Frage an Klaus Wowereit von Julia M. bezüglich Soziale Sicherung
Sehr geehrter Herr Wowereit,
mein Lebensgefährte wurde vor einigen Jahren von drei Jugendlichen im Rahmen eines frustentladenden Gewaltaktes überfallen und schwer verletzt mit der Folge bleibender Körperschäden, Schwerbehinderung und verminderter Berufsfähigkeit. Die Täter wurden von der Polizei leider nicht ermittelt.
Aufgrund der dauerhaften Körperschäden wurde vom Versorgungsamt Berlin meinem Lebensgefährten (nach Abzug der altersbedingten Vorschäden) eine Opfer-entschädigungsrente (Grundrente nach dem Opfer-entschädigungsgesetz OEG) zuerkannt.
Aufgrund des Wohnsitzes "Ost"-Berlin zum Zeitpunkt des Überfalles wird jedoch nur eine abgesenkte Leistung vom Versorgungsamt gezahlt.
Meine Fragen an Sie:
1. Halten Sie es für richtig, dass es in Berlin 2 Klassen von Opfern gibt: Westberliner Opfer und Ostberliner Opfer mit unterschiedlicher Entschädigung bei gleichem Maß der Schädigung ?
2. Die Entschädigungsrenten für die Kriegsopfer und SED-Opfer in den neuen Bundesländern wurden schon zum 1.1.1999 an das Westniveau angeglichen. Warum nicht die Entschädigungen für anerkannte Kriminalitätsopfer, zumal in den alten Bundesländern der Grundsatz gilt: die Opfer von Gewalt und Kriminalität erhalten die gleiche Entschädigung wie die Kriegsopfer !
3. Ist körperliches und seelisches Leid innerhalb Berlins unterschiedlich zu bewerten nach Straße und Hausnummer ?
4. Was haben Sie persönlich in den letzten 5 Jahren politisch veranlasst, um diesen skandalösen Zustand zu ändern, zumal Ihnen das Problem bekannt ist und eine Bundesratsinitative möglich war/ist ? An den (in Relation) äußerst geringen Angleichungskosten kann es ja nicht liegen bei der geringen Zahl anerkannter Gewaltopfer mit Adresse "Ost"-Berlin.
Mit freundlichem Gruß
Julia Morgenstern
Sehr geehrte Frau Morgenstern,
zunächst einmal möchte ich Ihnen mein Bedauern über das Schicksal Ihres Lebensgefährten aussprechen.

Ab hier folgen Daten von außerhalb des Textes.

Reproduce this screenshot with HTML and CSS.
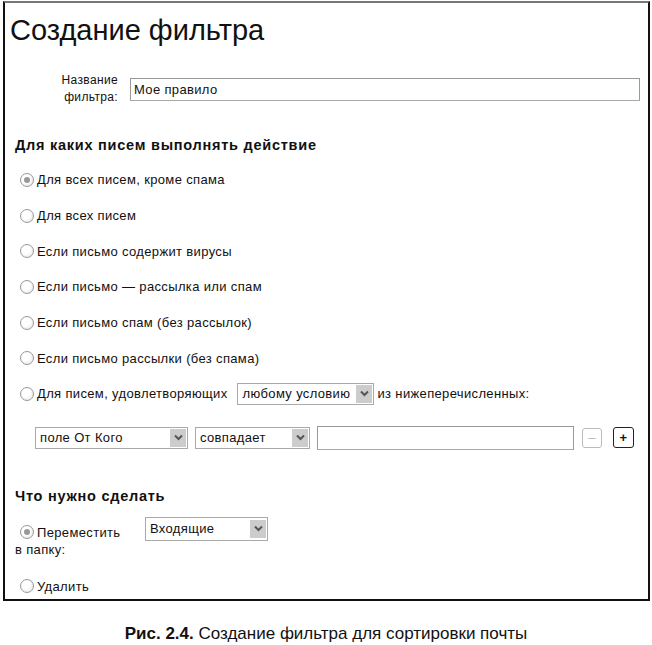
FILE: index.html
```html
<!DOCTYPE html>
<html lang="ru">
<head>
  <meta charset="UTF-8" />
  <title>Создание фильтра</title>
  <link rel="stylesheet" href="styles.css">
</head>
<body>
  <div class="frame">
    <h1>Создание фильтра</h1>

    <div class="name-row">
      <label class="name-label">Название<br>фильтра:</label>
      <div class="text-field">Мое правило</div>
    </div>

    <h2>Для каких писем выполнять действие</h2>
    <ul class="options">
      <li><span class="radio checked"></span>Для всех писем, кроме спама</li>
      <li><span class="radio"></span>Для всех писем</li>
      <li><span class="radio"></span>Если письмо содержит вирусы</li>
      <li><span class="radio"></span>Если письмо — рассылка или спам</li>
      <li><span class="radio"></span>Если письмо спам (без рассылок)</li>
      <li><span class="radio"></span>Если письмо рассылки (без спама)</li>
      <li class="cond">
        <span class="radio"></span>Для писем, удовлетворяющих
        <div class="select sel-any"><span>любому условию</span><i class="arrow"><svg width="9" height="7" viewBox="0 0 9 7"><path d="M1 1.5l3.5 3.5 3.5-3.5" fill="none" stroke="#555" stroke-width="2"/></svg></i></div>
        из нижеперечисленных:
      </li>
    </ul>

    <div class="rule-row">
      <div class="select sel-field"><span>поле От Кого</span><i class="arrow"><svg width="9" height="7" viewBox="0 0 9 7"><path d="M1 1.5l3.5 3.5 3.5-3.5" fill="none" stroke="#555" stroke-width="2"/></svg></i></div>
      <div class="select sel-match"><span>совпадает</span><i class="arrow"><svg width="9" height="7" viewBox="0 0 9 7"><path d="M1 1.5l3.5 3.5 3.5-3.5" fill="none" stroke="#555" stroke-width="2"/></svg></i></div>
      <div class="text-field rule-value"></div>
      <span class="btn disabled">–</span>
      <span class="btn">+</span>
    </div>

    <h2 class="actions-title">Что нужно сделать</h2>
    <div class="move-row">
      <div class="move-label"><span class="radio checked"></span>Переместить<br><span class="sub">в папку:</span></div>
      <div class="select sel-folder"><span>Входящие</span><i class="arrow"><svg width="9" height="7" viewBox="0 0 9 7"><path d="M1 1.5l3.5 3.5 3.5-3.5" fill="none" stroke="#555" stroke-width="2"/></svg></i></div>
    </div>
    <div class="delete-row"><span class="radio"></span>Удалить</div>
  </div>

  <p class="caption"><b>Рис. 2.4.</b> Создание фильтра для сортировки почты</p>
</body>
</html>
```

FILE: styles.css
```css
body {
  margin: 0;
  font-family: "Liberation Sans", Arial, sans-serif;
  font-size: 13px;
  letter-spacing: 0.35px;
  color: #111;
  background: #fff;
}
.frame {
  margin: 1px 0 0 3px;
  width: 647px;
  height: 600px;
  border: 2px solid #111;
  border-top-color: #777;
  box-sizing: border-box;
}
h1 {
  margin: 0;
  padding: 12px 0 0 5px;
  font-size: 29px;
  font-weight: normal;
  line-height: 30px;
  letter-spacing: 0;
}
.name-row {
  display: flex;
  align-items: center;
  margin-top: 27px;
}
.name-label {
  width: 113px;
  text-align: right;
  font-size: 12px;
  line-height: 17px;
}
.text-field {
  height: 23px;
  box-sizing: border-box;
  border: 1px solid #999;
  border-bottom-color: #aaa;
  padding: 3px 3px;
  line-height: 15px;
}
.name-row .text-field {
  margin-left: 12px;
  width: 510px;
}
h2 {
  margin: 29px 0 0 10px;
  font-size: 14.5px;
  font-weight: bold;
  line-height: 20px;
  letter-spacing: 0.75px;
}
.options {
  list-style: none;
  margin: 7px 0 0 15px;
  padding: 0;
}
.options li {
  display: flex;
  align-items: center;
  height: 35.7px;
}
.radio {
  display: inline-block;
  width: 14px;
  height: 14px;
  box-sizing: border-box;
  border: 1px solid #999;
  border-radius: 50%;
  background: radial-gradient(circle at 40% 40%, #fff 40%, #ddd 100%);
  margin-right: 3px;
  position: relative;
  flex: none;
}
.radio.checked::after {
  content: "";
  position: absolute;
  left: 3px;
  top: 3px;
  width: 6px;
  height: 6px;
  border-radius: 50%;
  background: #999;
}
.select {
  display: flex;
  align-items: center;
  justify-content: space-between;
  height: 22px;
  box-sizing: border-box;
  border: 1px solid #aaa;
  padding: 0 1px 0 4px;
  background: #fff;
}
.arrow {
  display: flex;
  align-items: center;
  justify-content: center;
  width: 16px;
  height: 18px;
  background: #ccc;
}
.cond .sel-any {
  width: 137px;
  margin: 0 3px 0 10px;
}
.rule-row {
  display: flex;
  align-items: center;
  gap: 7px;
  margin: 14px 0 0 30px;
}
.sel-field { width: 153px; }
.sel-match { width: 115px; }
.rule-value {
  width: 257px;
  height: 24px;
}
.btn {
  width: 21px;
  height: 21px;
  box-sizing: border-box;
  border: 1px solid #222;
  border-radius: 3px;
  display: flex;
  align-items: center;
  justify-content: center;
  font-weight: bold;
  font-size: 13px;
  margin-left: 1px;
}
.btn.disabled {
  width: 20px;
  height: 20px;
  border-color: #bbb;
  color: #bbb;
  font-weight: normal;
  margin-left: 1px;
  margin-right: 3px;
}
.actions-title {
  margin-top: 36px;
}
.move-row {
  display: flex;
  align-items: flex-start;
  margin: 11px 0 0 15px;
}
.move-label {
  width: 125px;
  line-height: 17px;
  padding-top: 7px;
}
.move-label .sub {
  margin-left: -5px;
}
.move-label .radio {
  vertical-align: -2px;
}
.sel-folder {
  width: 123px;
  height: 24px;
}
.delete-row {
  display: flex;
  align-items: center;
  margin: 21px 0 0 15px;
}
.caption {
  margin: 23px 0 0;
  text-align: center;
  font-size: 17px;
  letter-spacing: 0;
}
```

Ihrem Lebensgefährten steht eine Grundrente nach dem Gesetz über die Entschädigung der Opfer von Gewalttaten (OEG) zu. Jedoch enthält das OEG keinen eigenständigen Leistungskatalog, der Höhe und Art der Entschädigungen festlegen würde. Vielmehr verweist es hier auf das Bundesversorgungsgesetz, das die jeweiligen Ansprüche - auch die Bemessung je nach Wohnsitz - vollständig regelt. Solch ein Bundesgesetz kann nur geändert werden, wenn dafür ein übergreifender Konsens in den Bundesländern besteht.
In den vergangenen Jahren hat es bereits Initiativen gegeben, die Versorgungsleistungen in Ost und West anzugleichen. 2002 hat die rot-rote Landesregierung von Mecklenburg-Vorpommern einen entsprechenden Entschließungsantrag in den Bundesrat eingebracht.
Damals war Berlin das einzige Bundesland, das Mecklenburg-Vorpommern in seinem Anliegen unterstützte. Die Einheit von Ost und West zu vollenden, ist eines der wichtigsten Anliegen der Berliner SPD. Jedoch wurde die Angleichung 2002 nicht beschlossen, weil alle anderen Bundesländer dagegen stimmten. Angesichts der bestehenden Kräfteverhältnisse im Bundesrat, in dem die CDU-dominierten Länder die Mehrheit haben, wäre eine erneute Initiative derzeit relativ aussichtslos..
Ich wünsche Ihnen und ihrem Lebensgefaehrten weiterhin alles Gute und hoffe, dass sich die Mehrheitsverhältnisse im Bundesrat bald wieder so verändern werden, dass ein erneuter Versuch Aussicht auf Erfolg haben wird.